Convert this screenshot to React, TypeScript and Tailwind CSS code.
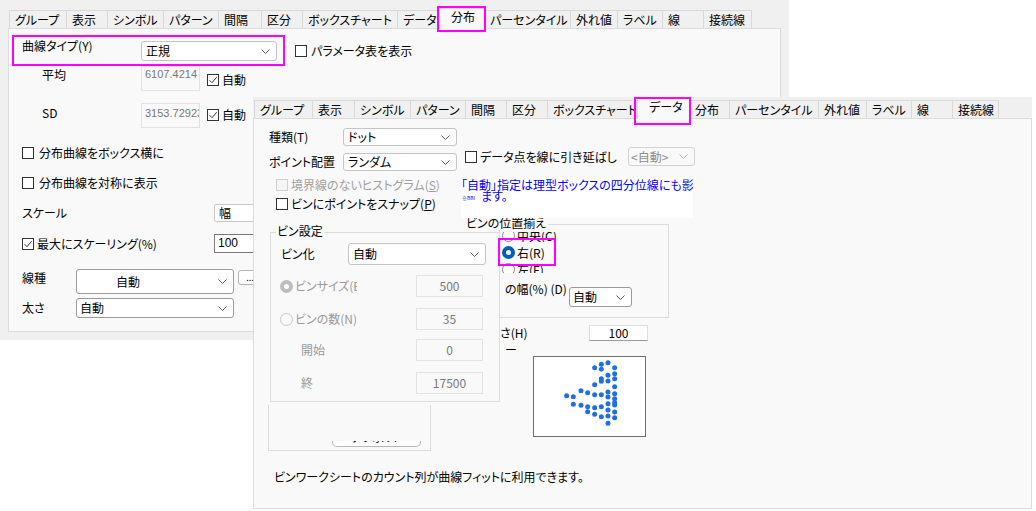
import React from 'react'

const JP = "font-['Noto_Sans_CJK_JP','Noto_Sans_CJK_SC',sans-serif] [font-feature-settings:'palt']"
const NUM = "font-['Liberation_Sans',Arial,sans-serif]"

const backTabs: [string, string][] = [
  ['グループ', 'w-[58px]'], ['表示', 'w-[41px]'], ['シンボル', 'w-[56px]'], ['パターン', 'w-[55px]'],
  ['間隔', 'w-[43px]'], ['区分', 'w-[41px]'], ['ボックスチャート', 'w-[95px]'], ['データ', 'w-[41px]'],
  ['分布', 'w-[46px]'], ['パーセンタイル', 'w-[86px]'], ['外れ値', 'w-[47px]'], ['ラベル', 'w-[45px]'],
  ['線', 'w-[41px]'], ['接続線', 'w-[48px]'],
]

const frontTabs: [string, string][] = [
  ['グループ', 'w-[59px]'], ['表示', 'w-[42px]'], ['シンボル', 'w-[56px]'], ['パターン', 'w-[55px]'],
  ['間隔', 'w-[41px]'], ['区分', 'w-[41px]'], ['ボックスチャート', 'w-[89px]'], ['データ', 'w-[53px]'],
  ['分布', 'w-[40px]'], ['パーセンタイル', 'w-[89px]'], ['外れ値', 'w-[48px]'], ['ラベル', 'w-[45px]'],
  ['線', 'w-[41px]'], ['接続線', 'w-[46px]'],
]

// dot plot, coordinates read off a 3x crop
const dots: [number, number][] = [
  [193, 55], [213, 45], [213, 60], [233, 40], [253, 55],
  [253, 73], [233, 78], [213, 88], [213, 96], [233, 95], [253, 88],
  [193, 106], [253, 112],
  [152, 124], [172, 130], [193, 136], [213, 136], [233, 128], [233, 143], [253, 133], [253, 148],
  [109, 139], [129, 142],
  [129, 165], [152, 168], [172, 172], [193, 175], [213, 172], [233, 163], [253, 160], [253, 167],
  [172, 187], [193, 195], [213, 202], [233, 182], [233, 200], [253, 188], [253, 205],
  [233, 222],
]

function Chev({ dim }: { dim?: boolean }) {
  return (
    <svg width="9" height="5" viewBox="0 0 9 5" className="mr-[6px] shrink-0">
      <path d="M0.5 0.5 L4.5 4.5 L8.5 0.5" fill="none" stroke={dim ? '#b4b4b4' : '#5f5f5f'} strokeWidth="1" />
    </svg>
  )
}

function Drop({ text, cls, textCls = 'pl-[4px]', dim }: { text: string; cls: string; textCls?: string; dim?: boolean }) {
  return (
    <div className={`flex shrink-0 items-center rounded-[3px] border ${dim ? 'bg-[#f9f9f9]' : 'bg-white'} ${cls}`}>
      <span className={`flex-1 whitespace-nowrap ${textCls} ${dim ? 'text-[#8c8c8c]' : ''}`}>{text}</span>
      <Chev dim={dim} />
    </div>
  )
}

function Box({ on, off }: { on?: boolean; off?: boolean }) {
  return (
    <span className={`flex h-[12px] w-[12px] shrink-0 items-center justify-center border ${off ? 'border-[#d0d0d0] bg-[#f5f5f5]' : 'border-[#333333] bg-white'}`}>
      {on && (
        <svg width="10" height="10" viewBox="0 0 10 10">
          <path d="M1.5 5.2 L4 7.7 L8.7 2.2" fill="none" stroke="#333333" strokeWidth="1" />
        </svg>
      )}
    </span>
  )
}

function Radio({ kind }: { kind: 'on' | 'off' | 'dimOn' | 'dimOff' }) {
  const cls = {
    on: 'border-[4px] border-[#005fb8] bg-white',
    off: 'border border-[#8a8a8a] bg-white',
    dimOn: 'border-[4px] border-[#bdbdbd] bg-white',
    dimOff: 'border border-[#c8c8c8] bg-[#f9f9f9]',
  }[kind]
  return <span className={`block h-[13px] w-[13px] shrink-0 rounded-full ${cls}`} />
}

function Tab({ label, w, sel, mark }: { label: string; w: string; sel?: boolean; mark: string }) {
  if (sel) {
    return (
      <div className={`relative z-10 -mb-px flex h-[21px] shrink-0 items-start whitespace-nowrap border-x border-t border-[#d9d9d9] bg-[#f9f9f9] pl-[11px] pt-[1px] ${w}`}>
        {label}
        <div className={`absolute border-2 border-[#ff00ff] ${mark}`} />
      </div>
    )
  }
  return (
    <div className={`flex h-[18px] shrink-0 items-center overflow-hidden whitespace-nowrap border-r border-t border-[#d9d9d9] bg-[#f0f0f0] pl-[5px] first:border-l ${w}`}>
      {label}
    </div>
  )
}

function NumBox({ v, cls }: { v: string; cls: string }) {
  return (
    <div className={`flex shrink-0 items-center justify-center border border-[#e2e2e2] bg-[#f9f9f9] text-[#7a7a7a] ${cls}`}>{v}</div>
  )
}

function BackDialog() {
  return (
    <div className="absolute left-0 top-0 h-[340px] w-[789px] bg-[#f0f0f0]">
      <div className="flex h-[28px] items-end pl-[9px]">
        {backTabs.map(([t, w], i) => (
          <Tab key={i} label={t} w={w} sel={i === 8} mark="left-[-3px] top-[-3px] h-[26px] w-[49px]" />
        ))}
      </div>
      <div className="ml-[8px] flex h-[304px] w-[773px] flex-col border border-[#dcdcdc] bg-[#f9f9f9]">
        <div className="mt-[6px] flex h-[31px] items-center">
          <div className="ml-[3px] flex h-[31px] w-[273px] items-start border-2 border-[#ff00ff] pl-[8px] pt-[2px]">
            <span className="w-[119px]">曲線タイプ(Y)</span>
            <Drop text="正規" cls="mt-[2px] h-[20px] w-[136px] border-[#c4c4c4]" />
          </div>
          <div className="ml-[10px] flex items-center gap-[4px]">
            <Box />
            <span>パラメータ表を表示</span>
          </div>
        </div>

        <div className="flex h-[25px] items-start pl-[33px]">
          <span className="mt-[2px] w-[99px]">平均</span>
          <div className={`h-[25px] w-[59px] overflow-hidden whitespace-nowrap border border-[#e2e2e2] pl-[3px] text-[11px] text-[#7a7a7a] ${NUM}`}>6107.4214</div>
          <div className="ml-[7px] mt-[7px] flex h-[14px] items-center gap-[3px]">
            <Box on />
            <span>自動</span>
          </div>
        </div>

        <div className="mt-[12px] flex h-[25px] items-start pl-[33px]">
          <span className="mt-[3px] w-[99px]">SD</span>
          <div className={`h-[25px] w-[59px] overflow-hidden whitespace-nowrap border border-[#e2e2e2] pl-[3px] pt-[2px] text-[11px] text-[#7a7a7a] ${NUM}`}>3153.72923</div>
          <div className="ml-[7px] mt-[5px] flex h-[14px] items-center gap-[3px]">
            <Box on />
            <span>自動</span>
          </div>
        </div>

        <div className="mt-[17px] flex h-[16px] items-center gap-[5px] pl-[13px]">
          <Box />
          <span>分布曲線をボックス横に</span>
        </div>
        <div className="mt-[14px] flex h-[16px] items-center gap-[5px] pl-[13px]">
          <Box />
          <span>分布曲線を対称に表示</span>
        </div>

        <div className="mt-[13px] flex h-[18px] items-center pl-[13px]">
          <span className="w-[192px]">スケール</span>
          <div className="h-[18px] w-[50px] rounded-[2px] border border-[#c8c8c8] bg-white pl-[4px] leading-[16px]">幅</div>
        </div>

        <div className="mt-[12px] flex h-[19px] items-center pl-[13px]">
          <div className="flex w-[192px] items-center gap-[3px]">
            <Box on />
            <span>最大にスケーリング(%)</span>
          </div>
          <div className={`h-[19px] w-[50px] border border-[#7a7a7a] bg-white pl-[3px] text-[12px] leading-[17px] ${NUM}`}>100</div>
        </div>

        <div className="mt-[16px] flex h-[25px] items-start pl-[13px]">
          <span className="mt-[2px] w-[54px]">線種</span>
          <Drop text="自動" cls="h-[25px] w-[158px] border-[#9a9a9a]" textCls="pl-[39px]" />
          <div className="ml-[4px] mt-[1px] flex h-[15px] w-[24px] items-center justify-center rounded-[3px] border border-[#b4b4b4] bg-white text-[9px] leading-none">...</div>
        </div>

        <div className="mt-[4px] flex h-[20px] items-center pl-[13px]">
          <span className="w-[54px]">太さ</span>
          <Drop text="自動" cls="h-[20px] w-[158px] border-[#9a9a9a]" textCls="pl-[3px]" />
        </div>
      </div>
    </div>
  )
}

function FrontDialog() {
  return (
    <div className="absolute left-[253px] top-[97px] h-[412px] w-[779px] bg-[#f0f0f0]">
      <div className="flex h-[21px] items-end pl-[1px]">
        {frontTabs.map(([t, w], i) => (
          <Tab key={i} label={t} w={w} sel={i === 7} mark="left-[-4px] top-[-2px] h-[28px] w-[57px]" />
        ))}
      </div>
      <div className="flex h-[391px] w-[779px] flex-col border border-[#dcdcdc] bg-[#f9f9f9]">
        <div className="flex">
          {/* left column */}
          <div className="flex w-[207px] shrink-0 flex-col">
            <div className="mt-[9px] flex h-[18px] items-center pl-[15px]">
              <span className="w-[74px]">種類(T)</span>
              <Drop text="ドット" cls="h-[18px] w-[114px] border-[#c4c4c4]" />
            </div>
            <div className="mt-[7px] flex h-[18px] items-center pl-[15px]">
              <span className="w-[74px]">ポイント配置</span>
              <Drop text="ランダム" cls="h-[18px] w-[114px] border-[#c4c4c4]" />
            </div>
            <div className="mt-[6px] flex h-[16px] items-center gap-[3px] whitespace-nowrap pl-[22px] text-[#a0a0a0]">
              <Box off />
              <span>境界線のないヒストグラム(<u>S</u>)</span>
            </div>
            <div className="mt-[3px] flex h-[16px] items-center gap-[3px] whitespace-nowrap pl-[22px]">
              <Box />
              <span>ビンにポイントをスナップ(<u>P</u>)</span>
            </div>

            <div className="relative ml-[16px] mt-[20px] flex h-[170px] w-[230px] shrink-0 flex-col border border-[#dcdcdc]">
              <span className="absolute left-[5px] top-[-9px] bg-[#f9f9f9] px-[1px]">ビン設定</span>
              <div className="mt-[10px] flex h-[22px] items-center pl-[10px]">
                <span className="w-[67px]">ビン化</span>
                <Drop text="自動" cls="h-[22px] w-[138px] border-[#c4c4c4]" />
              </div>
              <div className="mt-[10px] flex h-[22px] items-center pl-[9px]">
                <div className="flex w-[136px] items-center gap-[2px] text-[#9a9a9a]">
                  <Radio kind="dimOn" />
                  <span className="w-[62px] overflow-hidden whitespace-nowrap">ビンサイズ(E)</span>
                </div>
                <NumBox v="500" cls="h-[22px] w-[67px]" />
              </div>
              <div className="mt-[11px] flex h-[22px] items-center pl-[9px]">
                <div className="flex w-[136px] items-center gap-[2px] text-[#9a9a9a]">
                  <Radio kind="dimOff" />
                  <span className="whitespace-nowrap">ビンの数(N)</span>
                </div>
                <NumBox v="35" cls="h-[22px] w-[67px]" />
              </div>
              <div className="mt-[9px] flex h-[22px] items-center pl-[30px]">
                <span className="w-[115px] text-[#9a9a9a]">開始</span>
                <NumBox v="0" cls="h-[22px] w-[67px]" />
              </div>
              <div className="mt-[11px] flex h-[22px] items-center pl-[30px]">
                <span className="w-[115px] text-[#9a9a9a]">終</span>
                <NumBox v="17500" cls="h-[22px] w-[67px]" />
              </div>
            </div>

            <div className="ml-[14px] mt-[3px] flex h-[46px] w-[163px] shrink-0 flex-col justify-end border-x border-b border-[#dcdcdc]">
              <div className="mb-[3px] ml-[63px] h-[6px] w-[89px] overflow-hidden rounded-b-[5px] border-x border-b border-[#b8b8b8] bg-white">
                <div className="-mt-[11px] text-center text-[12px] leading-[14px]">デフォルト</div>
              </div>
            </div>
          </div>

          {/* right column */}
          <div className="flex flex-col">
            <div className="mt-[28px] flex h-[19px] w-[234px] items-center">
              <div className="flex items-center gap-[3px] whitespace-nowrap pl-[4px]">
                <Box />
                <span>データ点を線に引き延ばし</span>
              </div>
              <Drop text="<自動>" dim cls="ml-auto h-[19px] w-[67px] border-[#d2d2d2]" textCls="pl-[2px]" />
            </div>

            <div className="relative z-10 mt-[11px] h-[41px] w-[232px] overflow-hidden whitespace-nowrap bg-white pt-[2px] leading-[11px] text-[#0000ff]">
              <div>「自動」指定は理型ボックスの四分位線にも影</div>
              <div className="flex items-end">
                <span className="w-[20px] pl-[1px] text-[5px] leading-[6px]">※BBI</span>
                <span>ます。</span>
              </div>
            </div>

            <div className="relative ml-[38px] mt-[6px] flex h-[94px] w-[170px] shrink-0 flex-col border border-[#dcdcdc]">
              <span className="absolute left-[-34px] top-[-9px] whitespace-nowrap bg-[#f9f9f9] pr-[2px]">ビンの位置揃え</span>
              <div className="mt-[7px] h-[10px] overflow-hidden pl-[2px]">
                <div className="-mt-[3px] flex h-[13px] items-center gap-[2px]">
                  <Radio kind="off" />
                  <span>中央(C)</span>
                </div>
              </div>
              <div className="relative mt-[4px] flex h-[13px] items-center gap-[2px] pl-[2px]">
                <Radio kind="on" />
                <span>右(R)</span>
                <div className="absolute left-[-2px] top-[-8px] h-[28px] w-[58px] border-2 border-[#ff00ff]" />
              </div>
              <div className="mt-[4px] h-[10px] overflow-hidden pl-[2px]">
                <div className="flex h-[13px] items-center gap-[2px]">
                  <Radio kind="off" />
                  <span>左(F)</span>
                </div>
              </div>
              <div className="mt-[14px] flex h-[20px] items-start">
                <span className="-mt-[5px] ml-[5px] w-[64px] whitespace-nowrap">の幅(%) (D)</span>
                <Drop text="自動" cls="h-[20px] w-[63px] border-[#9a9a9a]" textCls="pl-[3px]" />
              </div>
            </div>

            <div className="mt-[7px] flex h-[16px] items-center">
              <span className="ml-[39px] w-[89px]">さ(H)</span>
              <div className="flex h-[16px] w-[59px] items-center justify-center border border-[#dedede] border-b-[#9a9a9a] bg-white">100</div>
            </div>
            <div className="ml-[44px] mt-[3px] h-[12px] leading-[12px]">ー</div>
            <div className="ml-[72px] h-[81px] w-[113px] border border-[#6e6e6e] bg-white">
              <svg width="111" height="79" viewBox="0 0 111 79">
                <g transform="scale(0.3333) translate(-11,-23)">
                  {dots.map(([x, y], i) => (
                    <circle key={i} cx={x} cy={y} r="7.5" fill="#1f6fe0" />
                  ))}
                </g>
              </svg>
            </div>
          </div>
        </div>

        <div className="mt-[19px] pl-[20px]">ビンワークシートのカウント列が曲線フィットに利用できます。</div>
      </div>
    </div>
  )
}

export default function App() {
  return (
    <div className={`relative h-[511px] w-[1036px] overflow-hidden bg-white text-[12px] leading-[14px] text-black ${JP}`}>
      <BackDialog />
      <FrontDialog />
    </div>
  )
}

• • • • •

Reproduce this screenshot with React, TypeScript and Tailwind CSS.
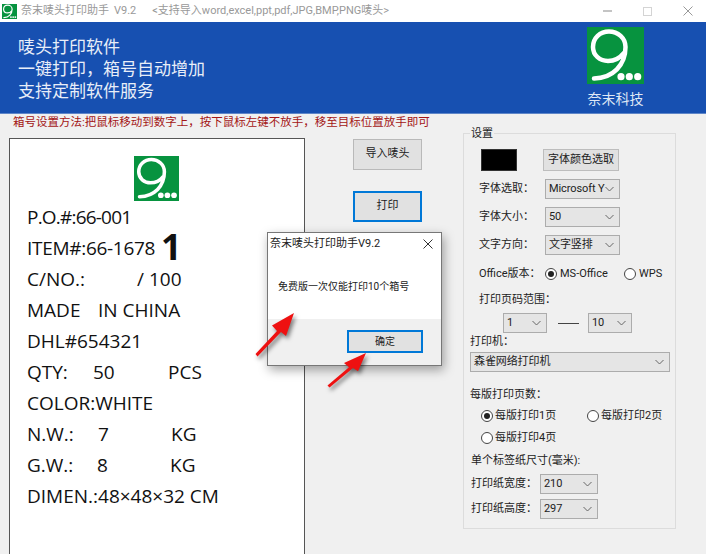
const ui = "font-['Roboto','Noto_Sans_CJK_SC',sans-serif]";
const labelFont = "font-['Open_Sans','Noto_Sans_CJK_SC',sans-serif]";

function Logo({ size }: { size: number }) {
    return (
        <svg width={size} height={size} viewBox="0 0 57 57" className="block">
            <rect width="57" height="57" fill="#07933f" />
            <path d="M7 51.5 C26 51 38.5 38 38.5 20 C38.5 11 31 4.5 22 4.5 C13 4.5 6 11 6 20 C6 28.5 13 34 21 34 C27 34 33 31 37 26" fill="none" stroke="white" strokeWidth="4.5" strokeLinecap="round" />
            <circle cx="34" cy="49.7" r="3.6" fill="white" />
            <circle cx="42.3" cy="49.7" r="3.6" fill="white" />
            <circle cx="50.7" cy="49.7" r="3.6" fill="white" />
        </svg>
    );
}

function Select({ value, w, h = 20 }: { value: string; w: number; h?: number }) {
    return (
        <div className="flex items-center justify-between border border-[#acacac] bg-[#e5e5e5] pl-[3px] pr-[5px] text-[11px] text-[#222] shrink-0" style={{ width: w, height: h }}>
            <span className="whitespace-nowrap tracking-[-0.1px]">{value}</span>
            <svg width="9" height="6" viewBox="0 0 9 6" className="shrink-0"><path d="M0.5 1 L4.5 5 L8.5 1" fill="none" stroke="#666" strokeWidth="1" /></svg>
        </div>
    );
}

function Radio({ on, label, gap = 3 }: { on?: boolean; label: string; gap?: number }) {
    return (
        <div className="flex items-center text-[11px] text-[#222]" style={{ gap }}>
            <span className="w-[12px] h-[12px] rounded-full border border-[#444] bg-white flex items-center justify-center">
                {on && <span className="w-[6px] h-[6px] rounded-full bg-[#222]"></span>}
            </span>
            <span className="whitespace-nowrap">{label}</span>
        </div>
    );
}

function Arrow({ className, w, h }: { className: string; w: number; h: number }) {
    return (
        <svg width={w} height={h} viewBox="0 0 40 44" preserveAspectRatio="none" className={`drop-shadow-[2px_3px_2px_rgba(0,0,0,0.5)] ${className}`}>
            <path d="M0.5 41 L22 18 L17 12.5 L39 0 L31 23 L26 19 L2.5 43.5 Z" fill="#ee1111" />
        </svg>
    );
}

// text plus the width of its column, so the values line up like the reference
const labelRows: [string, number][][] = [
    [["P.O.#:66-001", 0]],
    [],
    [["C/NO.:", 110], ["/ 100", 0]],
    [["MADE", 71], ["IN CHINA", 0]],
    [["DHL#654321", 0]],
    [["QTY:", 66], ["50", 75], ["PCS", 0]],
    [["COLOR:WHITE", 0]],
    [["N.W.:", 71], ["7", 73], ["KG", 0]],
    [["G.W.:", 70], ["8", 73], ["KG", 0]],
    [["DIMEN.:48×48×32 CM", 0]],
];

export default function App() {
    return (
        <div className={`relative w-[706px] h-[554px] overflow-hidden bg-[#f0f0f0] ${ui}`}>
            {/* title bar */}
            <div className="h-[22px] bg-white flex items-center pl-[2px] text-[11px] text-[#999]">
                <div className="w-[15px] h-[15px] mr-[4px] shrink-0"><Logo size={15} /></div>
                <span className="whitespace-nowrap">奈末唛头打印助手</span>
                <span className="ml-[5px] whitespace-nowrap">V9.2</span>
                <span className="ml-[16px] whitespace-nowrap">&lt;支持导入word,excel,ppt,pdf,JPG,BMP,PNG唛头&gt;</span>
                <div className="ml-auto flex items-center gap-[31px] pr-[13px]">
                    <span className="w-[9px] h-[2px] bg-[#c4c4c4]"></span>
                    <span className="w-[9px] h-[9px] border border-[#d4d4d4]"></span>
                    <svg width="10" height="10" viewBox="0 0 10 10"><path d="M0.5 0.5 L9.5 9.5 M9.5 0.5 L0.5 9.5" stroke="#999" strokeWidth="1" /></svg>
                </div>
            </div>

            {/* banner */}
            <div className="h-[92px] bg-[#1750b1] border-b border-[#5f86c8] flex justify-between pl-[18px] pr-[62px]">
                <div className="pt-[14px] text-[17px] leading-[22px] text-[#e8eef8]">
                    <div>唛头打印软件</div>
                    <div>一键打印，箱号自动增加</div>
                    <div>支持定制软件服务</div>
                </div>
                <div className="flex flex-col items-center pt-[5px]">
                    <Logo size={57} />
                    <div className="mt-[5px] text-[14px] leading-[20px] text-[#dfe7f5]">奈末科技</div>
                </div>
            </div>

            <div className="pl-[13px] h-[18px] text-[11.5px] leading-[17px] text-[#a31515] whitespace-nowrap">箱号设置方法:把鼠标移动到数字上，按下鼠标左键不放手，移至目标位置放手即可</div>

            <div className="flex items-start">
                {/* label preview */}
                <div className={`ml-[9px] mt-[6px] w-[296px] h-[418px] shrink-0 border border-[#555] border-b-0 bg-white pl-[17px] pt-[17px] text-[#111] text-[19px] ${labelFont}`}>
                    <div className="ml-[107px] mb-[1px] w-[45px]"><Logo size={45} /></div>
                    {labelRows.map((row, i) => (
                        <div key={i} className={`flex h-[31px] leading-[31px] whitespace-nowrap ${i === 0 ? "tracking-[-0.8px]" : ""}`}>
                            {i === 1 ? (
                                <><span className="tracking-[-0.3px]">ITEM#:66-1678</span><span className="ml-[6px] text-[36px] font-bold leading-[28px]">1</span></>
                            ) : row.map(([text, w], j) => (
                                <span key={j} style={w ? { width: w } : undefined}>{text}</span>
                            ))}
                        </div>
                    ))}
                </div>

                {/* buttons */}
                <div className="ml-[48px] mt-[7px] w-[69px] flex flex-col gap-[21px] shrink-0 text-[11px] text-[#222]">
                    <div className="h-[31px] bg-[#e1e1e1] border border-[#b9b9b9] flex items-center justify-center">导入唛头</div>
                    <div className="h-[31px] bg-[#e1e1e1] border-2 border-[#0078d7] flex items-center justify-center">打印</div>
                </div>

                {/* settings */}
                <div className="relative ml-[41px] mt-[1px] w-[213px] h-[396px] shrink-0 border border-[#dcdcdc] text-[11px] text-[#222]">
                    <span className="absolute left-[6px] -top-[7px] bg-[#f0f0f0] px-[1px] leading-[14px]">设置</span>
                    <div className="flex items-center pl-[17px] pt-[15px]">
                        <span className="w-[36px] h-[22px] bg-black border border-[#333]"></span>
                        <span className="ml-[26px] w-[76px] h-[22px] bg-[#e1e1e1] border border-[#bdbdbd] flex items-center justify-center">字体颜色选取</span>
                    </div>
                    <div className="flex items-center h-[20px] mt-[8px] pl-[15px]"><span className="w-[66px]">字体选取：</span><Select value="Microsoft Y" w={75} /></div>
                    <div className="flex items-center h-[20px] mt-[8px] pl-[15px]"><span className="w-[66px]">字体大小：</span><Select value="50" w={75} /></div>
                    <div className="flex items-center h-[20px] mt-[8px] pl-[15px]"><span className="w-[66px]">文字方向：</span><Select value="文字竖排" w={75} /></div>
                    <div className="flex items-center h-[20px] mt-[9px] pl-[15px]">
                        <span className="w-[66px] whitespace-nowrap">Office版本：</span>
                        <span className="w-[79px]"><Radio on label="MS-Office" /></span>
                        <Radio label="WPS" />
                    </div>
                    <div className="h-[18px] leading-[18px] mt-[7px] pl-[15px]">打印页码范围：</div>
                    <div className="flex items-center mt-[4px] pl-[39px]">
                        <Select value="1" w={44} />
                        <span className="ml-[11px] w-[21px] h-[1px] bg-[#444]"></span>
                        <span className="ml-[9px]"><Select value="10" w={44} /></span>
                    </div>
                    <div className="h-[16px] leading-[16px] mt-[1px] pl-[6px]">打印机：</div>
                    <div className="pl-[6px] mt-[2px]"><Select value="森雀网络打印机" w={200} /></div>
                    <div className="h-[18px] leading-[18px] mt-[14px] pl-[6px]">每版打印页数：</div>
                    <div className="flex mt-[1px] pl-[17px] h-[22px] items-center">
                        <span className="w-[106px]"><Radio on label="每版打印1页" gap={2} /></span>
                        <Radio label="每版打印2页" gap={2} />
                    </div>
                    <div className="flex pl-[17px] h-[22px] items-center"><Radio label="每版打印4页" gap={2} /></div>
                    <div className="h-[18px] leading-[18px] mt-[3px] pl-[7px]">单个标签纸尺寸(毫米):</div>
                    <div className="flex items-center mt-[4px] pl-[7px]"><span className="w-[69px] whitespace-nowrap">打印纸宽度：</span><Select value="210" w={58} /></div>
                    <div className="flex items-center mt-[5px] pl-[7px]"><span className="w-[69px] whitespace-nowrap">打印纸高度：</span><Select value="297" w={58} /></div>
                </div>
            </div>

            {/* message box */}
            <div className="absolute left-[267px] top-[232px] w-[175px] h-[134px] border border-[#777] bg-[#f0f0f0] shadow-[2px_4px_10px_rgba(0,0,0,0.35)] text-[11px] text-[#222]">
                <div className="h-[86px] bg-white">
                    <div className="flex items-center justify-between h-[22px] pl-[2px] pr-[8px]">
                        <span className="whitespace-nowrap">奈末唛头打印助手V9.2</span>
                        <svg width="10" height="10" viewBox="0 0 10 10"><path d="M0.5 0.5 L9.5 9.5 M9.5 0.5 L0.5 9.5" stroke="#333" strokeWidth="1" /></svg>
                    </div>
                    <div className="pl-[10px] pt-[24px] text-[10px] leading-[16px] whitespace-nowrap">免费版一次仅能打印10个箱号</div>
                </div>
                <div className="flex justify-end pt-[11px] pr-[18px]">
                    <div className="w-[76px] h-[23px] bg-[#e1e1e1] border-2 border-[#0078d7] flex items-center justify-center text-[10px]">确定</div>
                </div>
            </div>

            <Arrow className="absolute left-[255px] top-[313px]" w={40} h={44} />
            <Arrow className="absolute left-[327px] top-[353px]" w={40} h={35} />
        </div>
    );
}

• • • • •

Search the records above for the string "screenshot". Copy every line that contains it.

Convert this screenshot to React, TypeScript and Tailwind CSS code.
Reproduce this screenshot with React, TypeScript and Tailwind CSS.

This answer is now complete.